また、これは高付加価値PBに限定した話ではありませんが、食品の新製品開発において、最後は鈴木会長の試食で決定するというシーンをテレビなどで見るたびに、「嘘くさい! 顧客志向はどこにいった?」と不満を持っていたのですが、以下のようなコメントを拝見し、恥ずかしくなった次第です。

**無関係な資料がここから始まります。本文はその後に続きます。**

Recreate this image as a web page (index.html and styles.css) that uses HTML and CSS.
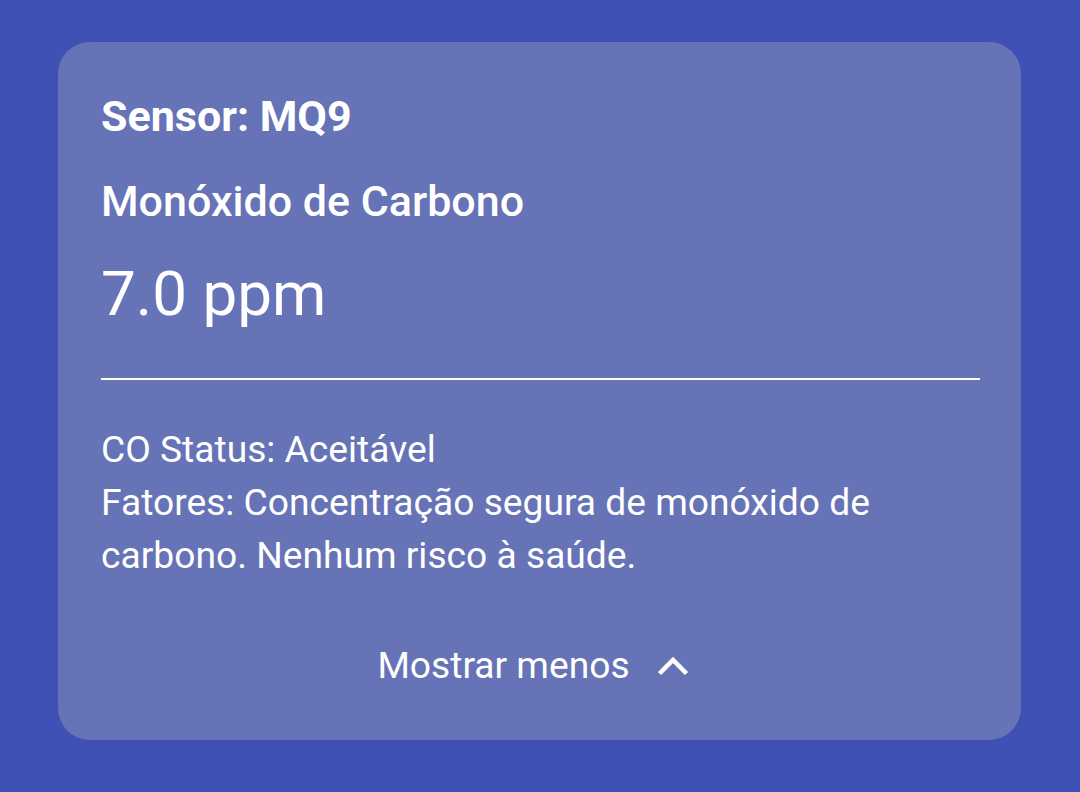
FILE: index.html
```html
<!DOCTYPE html>
<html lang="pt">
<head>
<meta charset="utf-8">
<link rel="stylesheet" href="styles.css">
</head>
<body>
<div class="card">
  <div class="sensor">Sensor: MQ9</div>
  <div class="gas">Monóxido de Carbono</div>
  <div class="value">7.0 ppm</div>
  <div class="divider"></div>
  <div class="details">
    <p>CO Status: Aceitável</p>
    <p>Fatores: Concentração segura de monóxido de carbono. Nenhum risco à saúde.</p>
  </div>
  <div class="toggle">
    <span class="toggle-label">Mostrar menos</span>
    <svg class="chev" width="34" height="22" viewBox="0 0 34 22"><path d="M3.5 18.5 L17 5 L30.5 18.5" fill="none" stroke="#fff" stroke-width="4.5"/></svg>
  </div>
</div>
</body>
</html>
```

FILE: styles.css
```css
html, body {
  margin: 0;
  padding: 0;
}
body {
  background: #3f51b5;
  font-family: Roboto, "Noto Sans", sans-serif;
  color: #fff;
  width: 1080px;
  height: 792px;
  padding: 42px 59px 0 58px;
  box-sizing: border-box;
}
.card {
  background: #6673b6;
  border-radius: 32px;
  height: 698px;
  box-sizing: border-box;
  padding: 53px 41px 0 43px;
  display: flex;
  flex-direction: column;
}
.sensor {
  font-size: 43px;
  font-weight: 700;
  line-height: 1;
}
.gas {
  font-size: 43px;
  font-weight: 500;
  line-height: 1;
  margin-top: 42px;
}
.value {
  font-size: 62px;
  line-height: 1;
  margin-top: 40px;
}
.divider {
  height: 2px;
  background: #fff;
  margin-top: 53px;
}
.details {
  margin-top: 43px;
  font-size: 37.2px;
  line-height: 53px;
}
.details p {
  margin: 0;
}
.toggle {
  margin-top: 65px;
  display: flex;
  justify-content: center;
  align-items: center;
  gap: 26px;
  font-size: 37.2px;
  line-height: 1;
  padding-right: 14px;
}
.toggle-label {
  display: block;
}
.chev {
  display: block;
}
```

「私の味覚が優れているから合否を決めるために試食をやっているのではない。トップ自らが試食を繰り返しやっているということで、商品の品質の向上を重視しているという姿勢が示され、絶対にいいかげんなことは許されないという緊張感がそこに生まれてくる。これが大事なことです」
「リーダーとしての私の仕事は、幹部や社員の仕事を、どうマンネリ化させないかということについて、真剣に取り組んでいくこと」
コンビニにおけるドーナツ販売で、セブンは先陣を切ったものの、他社に追随され、現在は同質化した競争が展開されています。しかしながら、上記の通り、先行することを恐れないリーダー企業であるセブンなら、セブンゴールドでのドーナツ展開など、必ずや新機軸を打ち出してくるでしょう。